Une attitude timorée que Robert Cramer peine à comprendre. Le vert genevois a rappelé que, lors de la consultation, un seul canton s'était prononcé en défaveur du contre-projet du Conseil fédéral, et même que 20 des 26 cantons lui ont reproché de ne pas aller assez loin. "Nous sommes la Chambre des cantons et pas celle d'Economiesuisse" , a-t-il lancé.

Selon Luc Recordon ( V ert /VD ), on peut discuter des moyens et de la date à laquelle atteindre un équivalent planète comme empreinte écologique, mais pas de l'objectif en tant que tel. Pour prétendre le contraire, "il faut être brouillé avec le principe de réalité ou décider que nous faisons cyniquement notre prospérité sur le dos de nos enfants et petits-enfants".

Champions en déchets

La conseillère fédérale Doris Leuthard s'est aussi évertuée à défendre son contre-projet. "Oui, nous sommes très bons en matière de recyclage" , a-t-elle reconnu. "Mais avec 700 kg de déchets par personne et par an, nous sommes de loin ceux qui en produisons le plus en Europe. Seuls les Américains en ont encore un peu plus."

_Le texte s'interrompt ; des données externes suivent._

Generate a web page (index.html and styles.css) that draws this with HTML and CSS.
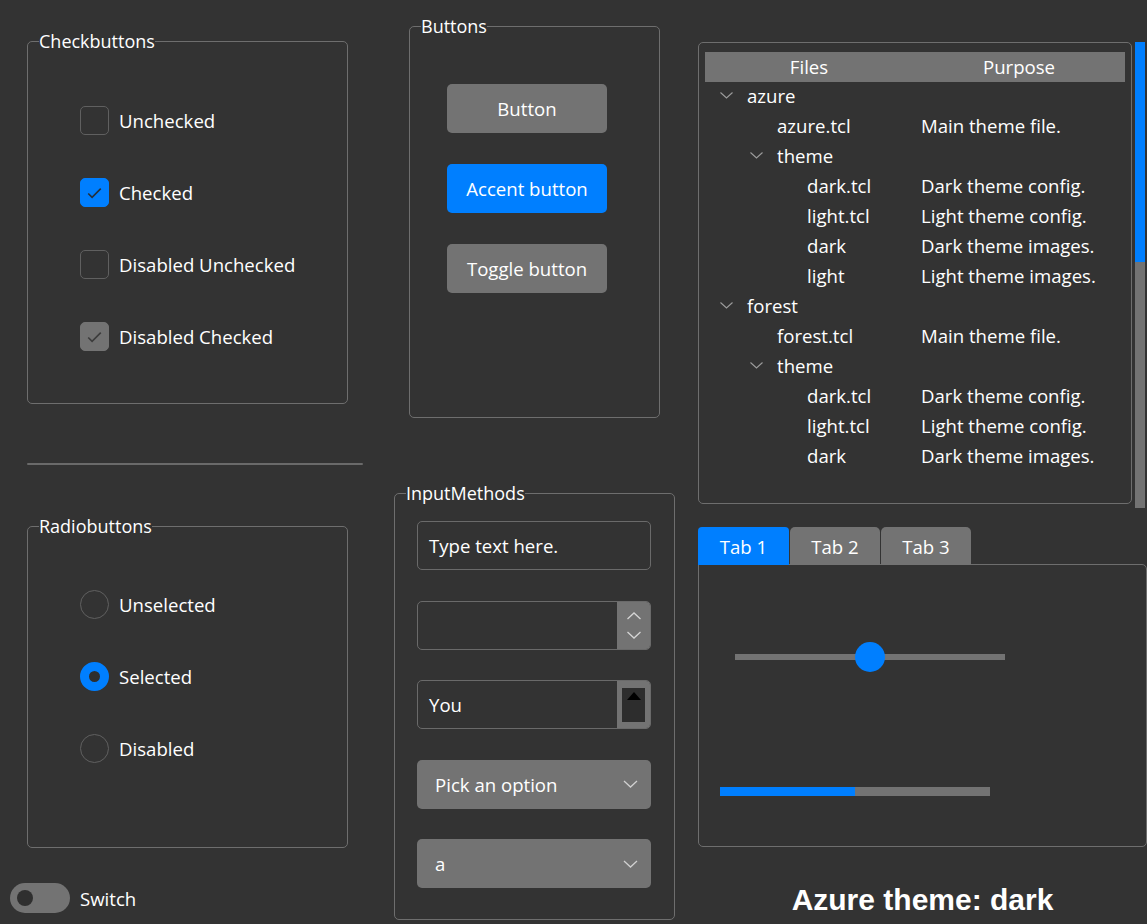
FILE: index.html
```html
<!DOCTYPE html>
<html>
<head>
<meta charset="utf-8">
<title>Azure theme</title>
<link rel="stylesheet" href="styles.css">
</head>
<body>
<div class="app">
  <div class="col col1">
    <fieldset class="frame checks">
      <legend>Checkbuttons</legend>
      <div class="stack">
        <div class="check"><span class="box"></span><span>Unchecked</span></div>
        <div class="check"><span class="box on"><svg width="28" height="28" viewBox="0 0 28 28"><polyline points="7.5,14.5 11.5,18.5 20.5,9.5" fill="none" stroke="#25303c" stroke-width="1.7"/></svg></span><span>Checked</span></div>
        <div class="check"><span class="box"></span><span>Disabled Unchecked</span></div>
        <div class="check"><span class="box dis"><svg width="28" height="28" viewBox="0 0 28 28"><polyline points="7.5,14.5 11.5,18.5 20.5,9.5" fill="none" stroke="#3c3c3c" stroke-width="1.7"/></svg></span><span>Disabled Checked</span></div>
      </div>
    </fieldset>
    <div class="sep"></div>
    <fieldset class="frame radios">
      <legend>Radiobuttons</legend>
      <div class="stack">
        <div class="check"><span class="radio"></span><span>Unselected</span></div>
        <div class="check"><span class="radio sel"></span><span>Selected</span></div>
        <div class="check"><span class="radio"></span><span>Disabled</span></div>
      </div>
    </fieldset>
    <div class="switch-row"><span class="switch"><span class="knob"></span></span><span>Switch</span></div>
  </div>

  <div class="col col2">
    <fieldset class="frame buttons">
      <legend>Buttons</legend>
      <div class="btn-stack">
        <div class="btn">Button</div>
        <div class="btn accent">Accent button</div>
        <div class="btn">Toggle button</div>
      </div>
    </fieldset>
    <fieldset class="frame inputs">
      <legend>InputMethods</legend>
      <div class="input-stack">
        <div class="entry">Type text here.</div>
        <div class="entry spin">
          <span class="field"></span>
          <span class="side">
            <svg width="16" height="8" viewBox="0 0 16 8"><polyline points="1.5,7 8,1 14.5,7" fill="none" stroke="#d4d4d4" stroke-width="1.3"/></svg>
            <svg width="16" height="8" viewBox="0 0 16 8"><polyline points="1.5,1 8,7 14.5,1" fill="none" stroke="#d4d4d4" stroke-width="1.3"/></svg>
          </span>
        </div>
        <div class="entry spin you">
          <span class="field">You</span>
          <span class="side"><span class="trough"><svg width="14" height="8" viewBox="0 0 14 8"><polygon points="0,8 7,0 14,8" fill="#000"/></svg></span></span>
        </div>
        <div class="combo"><span>Pick an option</span><svg width="15" height="8" viewBox="0 0 15 8"><polyline points="1,1 7.5,7 14,1" fill="none" stroke="#d0d0d0" stroke-width="1.3"/></svg></div>
        <div class="combo"><span>a</span><svg width="15" height="8" viewBox="0 0 15 8"><polyline points="1,1 7.5,7 14,1" fill="none" stroke="#d0d0d0" stroke-width="1.3"/></svg></div>
      </div>
    </fieldset>
  </div>

  <div class="col col3">
    <div class="tree-row">
      <div class="tree">
        <div class="thead"><span>Files</span><span>Purpose</span></div>
        <div class="trow"><span class="tcell l0"><svg class="chev" width="13" height="7" viewBox="0 0 13 7"><polyline points="0.5,0.5 6.5,6 12.5,0.5" fill="none" stroke="#9c9c9c" stroke-width="1.1"/></svg>azure</span><span></span></div>
        <div class="trow"><span class="tcell leaf1">azure.tcl</span><span>Main theme file.</span></div>
        <div class="trow"><span class="tcell l1"><svg class="chev" width="13" height="7" viewBox="0 0 13 7"><polyline points="0.5,0.5 6.5,6 12.5,0.5" fill="none" stroke="#9c9c9c" stroke-width="1.1"/></svg>theme</span><span></span></div>
        <div class="trow"><span class="tcell leaf2">dark.tcl</span><span>Dark theme config.</span></div>
        <div class="trow"><span class="tcell leaf2">light.tcl</span><span>Light theme config.</span></div>
        <div class="trow"><span class="tcell leaf2">dark</span><span>Dark theme images.</span></div>
        <div class="trow"><span class="tcell leaf2">light</span><span>Light theme images.</span></div>
        <div class="trow"><span class="tcell l0"><svg class="chev" width="13" height="7" viewBox="0 0 13 7"><polyline points="0.5,0.5 6.5,6 12.5,0.5" fill="none" stroke="#9c9c9c" stroke-width="1.1"/></svg>forest</span><span></span></div>
        <div class="trow"><span class="tcell leaf1">forest.tcl</span><span>Main theme file.</span></div>
        <div class="trow"><span class="tcell l1"><svg class="chev" width="13" height="7" viewBox="0 0 13 7"><polyline points="0.5,0.5 6.5,6 12.5,0.5" fill="none" stroke="#9c9c9c" stroke-width="1.1"/></svg>theme</span><span></span></div>
        <div class="trow"><span class="tcell leaf2">dark.tcl</span><span>Dark theme config.</span></div>
        <div class="trow"><span class="tcell leaf2">light.tcl</span><span>Light theme config.</span></div>
        <div class="trow"><span class="tcell leaf2">dark</span><span>Dark theme images.</span></div>
      </div>
      <div class="vscroll"><div class="thumb"></div></div>
    </div>

    <div class="notebook">
      <div class="tabs">
        <div class="tab active">Tab 1</div>
        <div class="tab">Tab 2</div>
        <div class="tab">Tab 3</div>
      </div>
      <div class="pane">
        <div class="scale">
          <div class="track"></div>
          <div class="thumb-dot"></div>
        </div>
        <div class="progress"><div class="bar" style="width:50%"></div></div>
      </div>
    </div>
    <div class="title">Azure theme: dark</div>
  </div>
</div>
</body>
</html>
```

FILE: styles.css
```css
* { box-sizing: border-box; }

html, body {
  margin: 0;
  padding: 0;
  background: #333333;
}

body {
  width: 1147px;
  height: 924px;
  overflow: hidden;
  font-family: "Open Sans", "Noto Sans", sans-serif;
  font-size: 18.6px;
  color: #ffffff;
}

.app {
  display: flex;
  align-items: flex-start;
}

.col { display: flex; flex-direction: column; align-items: flex-start; }
.col1 { width: 394px; padding-top: 31px; }
.col2 { width: 304px; padding-top: 16px; }
.col3 { width: 449px; padding-top: 42px; }

/* Label frames */
.frame {
  margin: 0;
  padding: 0;
  min-width: 0;
  border: 1px solid #6e6e6e;
  border-radius: 5px;
}
.frame legend {
  margin-left: 11px;
  padding: 0;
  font-size: 18px;
  line-height: 20px;
  color: #ffffff;
}

.checks { margin-left: 27px; width: 321px; height: 373px; }
.checks .stack { padding: 55px 0 0 52px; }

.stack { display: flex; flex-direction: column; gap: 43px; }

.check {
  display: flex;
  align-items: center;
  height: 29px;
  gap: 10px;
  white-space: nowrap;
}
.check span:last-child { margin-top: -1px; }

.box {
  width: 29px;
  height: 29px;
  border: 1.5px solid #606060;
  border-radius: 5px;
  flex: none;
  display: flex;
  align-items: center;
  justify-content: center;
}
.box.on { background: #007fff; border-color: #007fff; }
.box.dis { background: #737373; border-color: #737373; }
.box svg { display: block; }

.sep {
  margin: 59px 0 0 27px;
  width: 336px;
  height: 2px;
  background: #6a6a6a;
  border-radius: 1px;
}

.radios { margin: 51px 0 0 27px; width: 321px; height: 332px; }
.radios .stack { padding: 54px 0 0 52px; }

.radio {
  width: 29px;
  height: 29px;
  border: 1.5px solid #606060;
  border-radius: 50%;
  flex: none;
}
.radio.sel {
  border: 9.5px solid #007fff;
  background: #2e2e2e;
}

.switch-row {
  margin: 35px 0 0 10px;
  display: flex;
  align-items: center;
  gap: 10px;
  height: 30px;
}
.switch {
  width: 60px;
  height: 30px;
  border-radius: 15px;
  background: #737373;
  display: flex;
  align-items: center;
  padding-left: 7px;
}
.knob {
  width: 16px;
  height: 16px;
  border-radius: 50%;
  background: #2f2f2f;
}

/* Buttons */
.buttons { margin-left: 15px; width: 251px; height: 402px; }
.btn-stack {
  display: flex;
  flex-direction: column;
  gap: 31px;
  padding: 48px 0 0 37px;
}
.btn {
  width: 160px;
  height: 49px;
  border-radius: 5px;
  background: #737373;
  display: flex;
  align-items: center;
  justify-content: center;
}
.btn.accent { background: #007fff; }

/* Input methods */
.inputs { margin-top: 65px; width: 281px; height: 437px; }
.input-stack {
  display: flex;
  flex-direction: column;
  gap: 30.5px;
  padding: 18px 0 0 22px;
}
.entry {
  width: 234px;
  height: 49px;
  border: 1.5px solid #6a6a6a;
  border-radius: 5px;
  display: flex;
  align-items: center;
  padding-left: 11px;
}
.spin { padding-left: 0; overflow: hidden; }
.spin .field { flex: 1; padding-left: 11px; }
.spin .side {
  width: 33px;
  height: 100%;
  background: #737373;
  display: flex;
  flex-direction: column;
  align-items: center;
  justify-content: center;
  gap: 11px;
}
.spin .side svg { display: block; }
.you .side { justify-content: flex-start; padding-top: 7px; }
.trough {
  width: 23px;
  height: 34px;
  background: #2d2d2d;
  display: flex;
  justify-content: center;
  padding-top: 4px;
}

.combo {
  width: 234px;
  height: 49px;
  border-radius: 5px;
  background: #737373;
  display: flex;
  align-items: center;
  justify-content: space-between;
  padding: 0 13px 0 18px;
}
.combo svg { display: block; }

/* Treeview */
.tree-row { display: flex; align-items: flex-start; }
.tree {
  width: 434px;
  height: 462px;
  border: 1px solid #6e6e6e;
  border-radius: 5px;
  padding: 9px 0 0 6px;
}
.thead {
  width: 420px;
  height: 30px;
  background: #737373;
  display: grid;
  grid-template-columns: 208px 212px;
  align-items: center;
  text-align: center;
  line-height: 28px;
}
.trow {
  height: 30px;
  display: grid;
  grid-template-columns: 216px 1fr;
  align-items: center;
  white-space: nowrap;
  line-height: 28px;
}
.trow > span { margin-top: -2px; }
.tcell { display: flex; align-items: center; }
.l0 { padding-left: 15px; }
.l1 { padding-left: 45px; }
.leaf1 { padding-left: 72px; }
.leaf2 { padding-left: 102px; }
.chev { display: block; margin-right: 14px; margin-top: -1px; flex: none; }

.vscroll {
  margin-left: 3px;
  width: 10px;
  height: 466px;
  background: #737373;
}
.vscroll .thumb {
  height: 220px;
  background: #007fff;
}

/* Notebook */
.notebook { margin-top: 19px; width: 449px; }
.tabs { display: flex; gap: 1px; position: relative; z-index: 1; margin-bottom: -1px; }
.tab {
  width: 91px;
  height: 38px;
  border-radius: 5px 5px 0 0;
  background: #737373;
  display: flex;
  align-items: center;
  justify-content: center;
}
.tab + .tab { width: 90px; }
.tab.active { background: #007fff; border-radius: 4px 4px 0 0; }
.pane {
  height: 283px;
  border: 1px solid #6e6e6e;
  border-radius: 0 5px 5px 5px;
  padding: 77px 0 0 36px;
}
.scale {
  position: relative;
  width: 270px;
  height: 30px;
  display: flex;
  align-items: center;
}
.track {
  width: 100%;
  height: 6px;
  background: #737373;
}
.thumb-dot {
  position: absolute;
  left: 120px;
  top: 0;
  width: 30px;
  height: 30px;
  border-radius: 50%;
  background: #007fff;
}
.progress {
  margin: 115px 0 0 -15px;
  width: 270px;
  height: 9px;
  background: #737373;
}
.progress .bar { height: 100%; background: #007fff; }

.title {
  margin-top: 36px;
  width: 449px;
  text-align: center;
  font-family: "Liberation Sans", Arial, sans-serif;
  font-weight: bold;
  font-size: 30px;
  line-height: 34px;
  color: #ffffff;
}
```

Au final, le Conseil des Etats a accepté d'entrer en matière sur ce contre-projet. Mais il s'en est fallu de peu (24 voix à 20). Sans doute la proposition de renvoi en commission avec mission d'élagage, largement acceptée ensuite, a-t-elle été décisive dans ce choix. C'est dire que s'il survit à la moulinette parlementaire, ce contre-projet risque d'être fort peu contraignant au final.